Esta es una de esas pocas veces en las que, más que escribir un artículo, se me está cayendo. Me explico: normalmente, paso tiempo pensando sobre qué voy a escribir, es un proceso más o menos prolongado, a veces desesperante. Pero en esta ocasión, mientras tomaba mi té y escribía mis páginas matutinas, ha aparecido el título en mi mente.
AQUÍ MANDO YO.
La realidad es que esa frase no ha surgido ni de mi taza ni de mi escritura, sino de la búsqueda incansable en la que ando en estas semanas. Todos los miércoles me reúno online con mis alumnas de mi nuevo programa PERTENÉCETE y el resto de los días mi cerebro anda inmerso, exclusivamente, en encontrar la manera de que mis chicas hagan click. ¿Cómo puedo mostrarles que hay otra manera de vivir? ¿Cómo conseguir que se sepan dueñas y señoras de lo que les pasa? ¿Cómo convencerlas de que libres es todo lo que están destinadas a ser? Y todo eso que les cuento me lo cuento a mí también, por si me despisto.
Esta mañana no me he levantado especialmente resolutiva y eficiente: que si voy ahora al gimnasio o que si luego, que si escribo ya o si después, pongo la lavadora ahora o esta noche. Cuántas dudas cuyo origen es siempre el mismo, tambalearnos sobre el “No sé”. La solución también siempre es la misma: no sepas, decide. Mira que es fácil, y cuántas veces se nos olvida. Se me olvida. ¿Por qué? ¿Cuál es el origen de este soltarnos de la mano a nosotras mismas? Ni más ni menos que nuestra resistencia inmensa a contarnos que, por más que nos joda a veces, aquí mandamos nosotras.
Como siempre, sigo levantando capas, porque llegar al núcleo es alcanzar el momento Eureka. Conocido el germen, diluida la dificultad.
Si todo lo que hacemos o dejamos de hacer depende del diálogo que tenemos con nosotras mismas y ese diálogo se basa en lo que creemos sobre nuestra persona, sobre el mundo y sobre nuestras posibilidades es fácil deducir que lo que hacemos o dejamos de hacer está totalmente influenciado sobre lo que nos han contado, con la palabra o con el ejemplo, sobre lo que podemos o debemos hacer o dejar de hacer.

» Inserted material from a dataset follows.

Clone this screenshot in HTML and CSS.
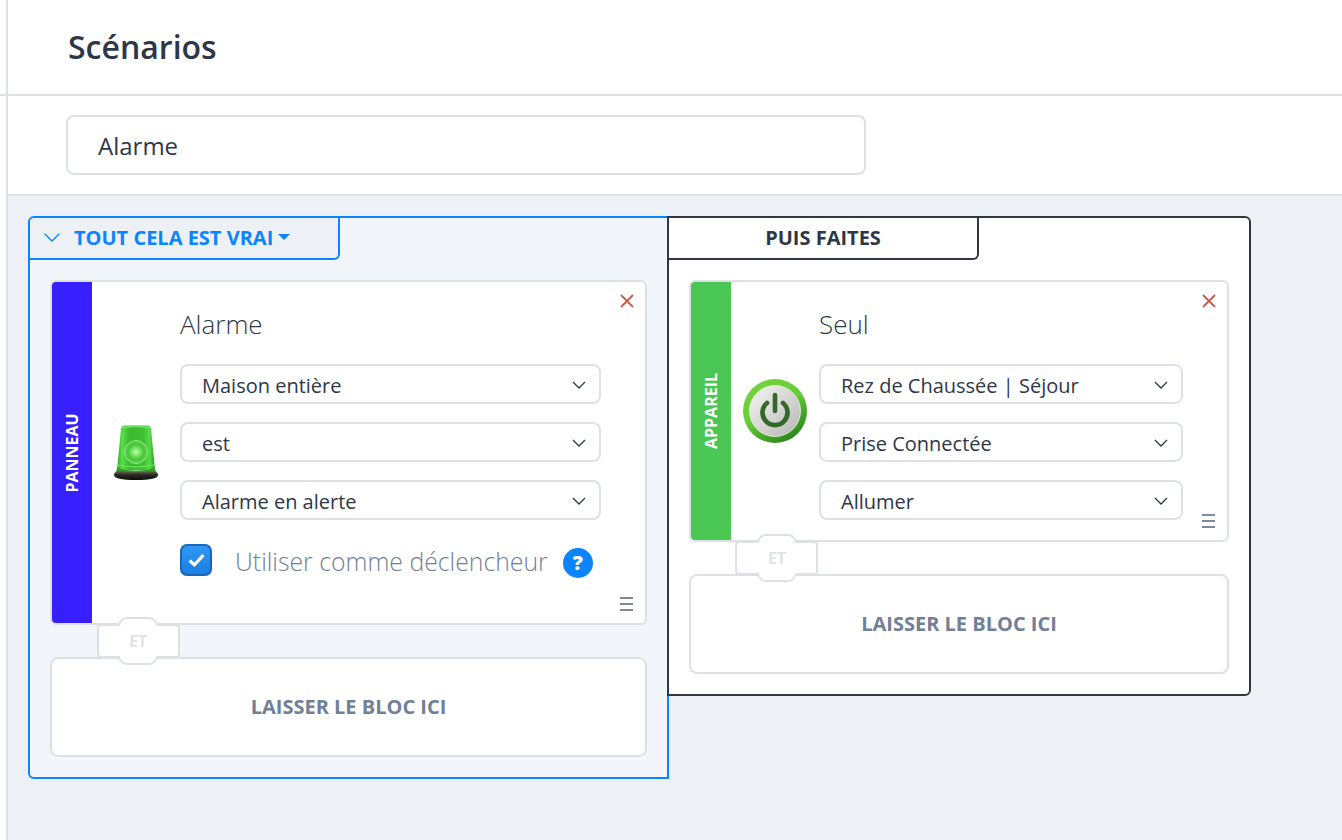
FILE: index.html
```html
<!DOCTYPE html>
<html lang="fr">
<head>
<meta charset="utf-8">
<title>Scénarios</title>
<link rel="stylesheet" href="styles.css">
</head>
<body>
<div class="app">
  <aside class="rail"><div class="rail-top"></div></aside>
  <main class="main">
    <header class="page-head"><h1 class="page-title">Scénarios</h1></header>
    <section class="name-row"><div class="name-input">Alarme</div></section>
    <section class="stage">
      <div class="panel panel-if">
        <div class="tab tab-if">
          <svg class="tab-chevron" width="16" height="9" viewBox="0 0 16 9"><path d="M.7.7L8 8l7.300-7.300" fill="none" stroke="#0a84ff" stroke-width="1.300"/></svg>
          <span>TOUT CELA EST VRAI</span><i class="caret"></i>
        </div>
        <div class="panel-body">
          <article class="card card-left">
            <div class="strip strip-blue"><span>PANNEAU</span></div>
            <div class="icon-cell">
              <svg width="48" height="58" viewBox="0 0 48 58">
                <defs>
                  <linearGradient id="domeG" x1="0" x2="1" y1="0" y2="0">
                    <stop offset="0" stop-color="#2fa826"/><stop offset=".14" stop-color="#5ae04a"/><stop offset=".32" stop-color="#3cb832"/><stop offset=".68" stop-color="#3fbe34"/><stop offset=".86" stop-color="#55dd45"/><stop offset="1" stop-color="#1f9a18"/>
                  </linearGradient>
                  <radialGradient id="lampG"><stop offset="0" stop-color="#f0ffe2"/><stop offset=".2" stop-color="#8cf576"/><stop offset=".7" stop-color="#46c23a"/><stop offset="1" stop-color="#6ad65c"/></radialGradient>
                  <linearGradient id="baseG" x1="0" x2="0" y1="0" y2="1"><stop offset="0" stop-color="#77775f"/><stop offset=".45" stop-color="#2b2b24"/><stop offset="1" stop-color="#0d0d0d"/></linearGradient>
                </defs>
                <path d="M9 5q0-3 3-3.500h24q3 .5 3 3.500l4 41H5z" fill="url(#domeG)"/>
                <path d="M10 4q14-3.500 28 0" fill="none" stroke="#6fe860" stroke-width="1.400"/>
                <circle cx="24" cy="28" r="11.500" fill="url(#lampG)" stroke="#92e884" stroke-width=".8"/>
                <path d="M6 41q18 4 36 0" fill="none" stroke="#6fe860" stroke-width="1"/>
                <path d="M5 44q19 5 38 0l1 4H4z" fill="#2aa322"/>
                <path d="M2 51q0-4 6-4.500 16 3 32 0 6 .5 6 4.500 0 5-22 5T2 51z" fill="url(#baseG)"/>
              </svg>
            </div>
            <div class="fields fields-left">
              <h2 class="block-title">Alarme</h2>
              <div class="select"><span>Maison entière</span><svg class="chev" width="14" height="8" viewBox="0 0 14 8"><path d="M1 1l6 6 6-6" fill="none" stroke="#2d3748" stroke-width="1.3"/></svg></div>
              <div class="select"><span>est</span><svg class="chev" width="14" height="8" viewBox="0 0 14 8"><path d="M1 1l6 6 6-6" fill="none" stroke="#2d3748" stroke-width="1.3"/></svg></div>
              <div class="select"><span>Alarme en alerte</span><svg class="chev" width="14" height="8" viewBox="0 0 14 8"><path d="M1 1l6 6 6-6" fill="none" stroke="#2d3748" stroke-width="1.3"/></svg></div>
              <div class="trigger">
                <span class="checkbox"><svg width="17" height="14" viewBox="0 0 16 13"><path d="M1.500 7l4.500 4 8.500-9" fill="none" stroke="#fff" stroke-width="3"/></svg></span>
                <span class="trigger-label">Utiliser comme déclencheur</span>
                <span class="help">?</span>
              </div>
            </div>
            <svg class="close" width="14" height="14" viewBox="0 0 14 14"><path d="M1 1l12 12M13 1L1 13" stroke="#c95a48" stroke-width="1.800"/></svg>
            <span class="handle"><i></i><i></i><i></i></span>
          </article>
          <div class="link link-left"><div class="link-box"></div><div class="link-bump"><span>ET</span></div></div>
          <div class="drop">LAISSER LE BLOC ICI</div>
        </div>
      </div>
      <div class="panel panel-then">
        <div class="tab tab-then">PUIS FAITES</div>
        <div class="panel-body">
          <article class="card card-right">
            <div class="strip strip-green"><span>APPAREIL</span></div>
            <div class="icon-cell">
              <svg width="64" height="64" viewBox="0 0 64 64">
                <defs>
                  <linearGradient id="ringG" x1="0" x2=".6" y1="0" y2="1"><stop offset="0" stop-color="#79d63e"/><stop offset=".55" stop-color="#66cc37"/><stop offset="1" stop-color="#2f8a1e"/></linearGradient>
                  <linearGradient id="faceG" x1="0" x2="1" y1="0" y2="1"><stop offset="0" stop-color="#f5f5f3"/><stop offset=".5" stop-color="#d6d6d4"/><stop offset="1" stop-color="#b5b5b3"/></linearGradient>
                </defs>
                <circle cx="32" cy="32" r="32" fill="url(#ringG)"/>
                <circle cx="32" cy="32" r="25.500" fill="url(#faceG)" stroke="#e8f5e0" stroke-width=".8"/>
                <path d="M24 24a12.500 12.500 0 1 0 16 0" fill="none" stroke="#35662b" stroke-width="4.600" stroke-linecap="round"/>
                <path d="M32 16v16" fill="none" stroke="#35662b" stroke-width="4.600" stroke-linecap="round"/>
              </svg>
            </div>
            <div class="fields fields-right">
              <h2 class="block-title">Seul</h2>
              <div class="select"><span>Rez de Chaussée | Séjour</span><svg class="chev" width="14" height="8" viewBox="0 0 14 8"><path d="M1 1l6 6 6-6" fill="none" stroke="#2d3748" stroke-width="1.3"/></svg></div>
              <div class="select"><span>Prise Connectée</span><svg class="chev" width="14" height="8" viewBox="0 0 14 8"><path d="M1 1l6 6 6-6" fill="none" stroke="#2d3748" stroke-width="1.3"/></svg></div>
              <div class="select"><span>Allumer</span><svg class="chev" width="14" height="8" viewBox="0 0 14 8"><path d="M1 1l6 6 6-6" fill="none" stroke="#2d3748" stroke-width="1.3"/></svg></div>
            </div>
            <svg class="close" width="14" height="14" viewBox="0 0 14 14"><path d="M1 1l12 12M13 1L1 13" stroke="#c95a48" stroke-width="1.800"/></svg>
            <span class="handle"><i></i><i></i><i></i></span>
          </article>
          <div class="link link-right"><div class="link-box"></div><div class="link-bump"><span>ET</span></div></div>
          <div class="drop">LAISSER LE BLOC ICI</div>
        </div>
      </div>
    </section>
  </main>
</div>
</body>
</html>
```

FILE: styles.css
```css
* { box-sizing: border-box; }
html, body { margin: 0; height: 100%; }
body {
  font-family: "Open Sans", "Liberation Sans", sans-serif;
  color: #2d3748;
  background: #fff;
  overflow: hidden;
}
.app { display: flex; height: 840px; }
.rail { width: 8px; flex: none; border-right: 2px solid #dde1e6; }
.rail-top { width: 8px; height: 96px; border-bottom: 2px solid #dde1e6; }
.main { flex: 1; display: flex; flex-direction: column; min-width: 0; }
.page-head {
  height: 96px;
  padding: 0 0 0 60px;
  border-bottom: 2px solid #dde1e6;
  display: flex;
  align-items: center;
}
.page-title { margin: 0; font-size: 32px; font-weight: 600; line-height: 40px; color: #2d3748; }
.name-row { height: 100px; padding: 19px 0 0 58px; border-bottom: 2px solid #dde1e6; }
.name-input {
  width: 800px;
  height: 60px;
  border: 2px solid #dde1e6;
  border-radius: 8px;
  padding: 0 30px;
  font-size: 24px;
  line-height: 58px;
}
.stage {
  flex: 1;
  background: #edf0f4;
  padding: 20px 0 0 20px;
  display: flex;
  align-items: flex-start;
}
.panel { border-style: solid; border-width: 2px; }
.panel-if {
  width: 641px;
  height: 563px;
  background: #f2f5f9;
  border-color: #0a84ff;
  border-radius: 6px 0 0 6px;
}
.panel-then {
  width: 584px;
  height: 480px;
  margin-left: -2px;
  position: relative;
  background: #fff;
  border-color: #2d3748;
  border-radius: 0 6px 6px 0;
}
.tab {
  width: 310px;
  height: 42px;
  padding-bottom: 2px;
  border-style: solid;
  border-width: 0 2px 2px 0;
  border-radius: 0 0 6px 0;
  font-size: 20px;
  font-weight: 700;
  display: flex;
  align-items: center;
}
.tab-if { background: #edf0f4; border-color: #0a84ff; color: #0a84ff; padding-left: 14px; border-top-left-radius: 5px; }
.tab-then { border-color: #2d3748; color: #2d3748; justify-content: center; }
.tab-chevron { margin-right: 14px; }
.caret {
  margin-left: 5px;
  border-style: solid;
  border-width: 6px 6px 0;
  border-color: #0a84ff transparent transparent;
}
.panel-body { padding: 20px 20px 0; }
.card {
  display: flex;
  position: relative;
  background: #fff;
  border: 2px solid #dde1e6;
  border-radius: 6px;
  overflow: hidden;
}
.card-left { height: 345px; }
.card-right { height: 262px; }
.strip {
  width: 40px;
  flex: none;
  display: flex;
  align-items: center;
  justify-content: center;
  color: #fff;
  font-size: 16px;
  font-weight: 700;
}
.strip span { display: block; transform: rotate(-90deg); white-space: nowrap; }
.strip-blue { background: #381fff; }
.strip-green { background: #4ac654; }
.icon-cell {
  width: 88px;
  flex: none;
  display: flex;
  align-items: center;
  justify-content: center;
}
.fields { flex: none; }
.fields-left { width: 421px; }
.fields-right { width: 364px; }
.block-title { margin: 24px 0 22px; font-size: 26px; font-weight: 300; line-height: 36px; color: #2d3748; }
.select {
  height: 40px;
  margin-bottom: 18px;
  padding: 2px 13px 0 20px;
  border: 2px solid #dde1e6;
  border-radius: 8px;
  display: flex;
  align-items: center;
  justify-content: space-between;
  font-size: 20px;
  background: #fff;
}
.trigger { display: flex; align-items: center; margin-top: 24px; }
.checkbox {
  width: 32px;
  height: 32px;
  flex: none;
  align-self: flex-start;
  border: 2px solid #1467bd;
  border-radius: 7px;
  background: linear-gradient(#2f97f5, #197fe4);
  display: flex;
  align-items: center;
  justify-content: center;
}
.trigger-label { margin-left: 23px; font-size: 24.800px; font-weight: 300; line-height: 34px; color: #718096; white-space: nowrap; }
.help {
  width: 30px;
  height: 30px;
  margin: 4px 0 0 15px;
  align-self: flex-start;
  flex: none;
  border-radius: 50%;
  background: #0a84ff;
  color: #fff;
  font-size: 20px;
  font-weight: 800;
  text-align: center;
  line-height: 30px;
}
.close { position: absolute; top: 12px; right: 11px; }
.handle { position: absolute; right: 12px; bottom: 12px; width: 13px; display: flex; flex-direction: column; gap: 4px; }
.handle i { display: block; height: 2px; background: #7d8a9c; }
.link { height: 32px; position: relative; z-index: 1; }
.link-box {
  position: absolute;
  top: -1px;
  width: 83px;
  height: 34px;
  background: #fff;
  border: 2px solid #dde1e6;
  border-radius: 4px;
}
.link-bump {
  position: absolute;
  top: -8px;
  height: 48px;
  width: 40px;
  background: #fff;
  border: 2px solid #dde1e6;
  border-radius: 9px;
  text-align: center;
  font-size: 16px;
  font-weight: 700;
  line-height: 45px;
  color: #dfe2e6;
}
.link-bump::before {
  content: "";
  position: absolute;
  left: -2px;
  right: -2px;
  top: 7px;
  height: 30px;
  background: #fff;
}
.link-bump span { position: relative; }
.link-left .link-box { left: 47px; }
.link-left .link-bump { left: 68px; }
.link-right .link-box { left: 46px; }
.link-right .link-bump { left: 68px; }
.drop {
  height: 100px;
  padding-bottom: 2px;
  background: #fff;
  border: 2px solid #dde1e6;
  border-radius: 8px;
  display: flex;
  align-items: center;
  justify-content: center;
  font-size: 20px;
  font-weight: 700;
  color: #718096;
}
```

Y lo que nos han contado, lamentablemente, muchas veces es guillotina en lugar de trampolín. Muchas de nuestras madres no trabajaban, así que la independencia económica era nula. Crecieron en la posguerra, con todas las limitaciones que eso suponía. La autorealización brillaba por su ausencia. No al gustazo, no al merecimiento, sí al sacrificio, porque si no hago (por los demás) no valgo. Bajo la piel: la duda, la culpa, el resentimiento, la frustración. La alerta constante porque todo es peligroso, porque mi deber es estar preocupada por la vida entera. Y en esa tensión no hay celebración, claro. Ya no hay posguerra y ahora curramos, pero una parte de nosotras lo ignora, se nos ha olvidado que hay otra manera de vivir, porque solo hemos contemplado una.
En el colegio, ya lo contaba en el artículo de la semana pasada, solo existía una respuesta correcta. Y esa respuesta no era fruto de la reflexión, sino de la obediencia, de la memorización. Otro machetazo en cualquier brote de creatividad, de originalidad, de revolución. De autoridad.
Por último (que no quiero excederme de los tres minutos), la evidencia: somos tías. Y como tales, recibimos un montón de regalos, de los que enumeraré solo unos pocos: menos sueldo por el mismo trabajo, responsabilidades hogareñas masivas, críticas por nuestro físico y por nuestros ropajes. A veces, gracias a Dios, se nos olvidan las barbaridades a las que algunas son sometidas por el simple hecho de ser mujer. Se nos olvida en lo consciente, pero no se borra del alma.
Son muchas las razones que justifican el abandono de nuestro poder, por eso justamente deberíamos aferrarnos a él con uñas y dientes. Recordarnos que a la primera persona a la que debemos convencer es a nosotras mismas, el resto vendrá después. Ante la duda, recordatorio: AQUÍ MANDO YO.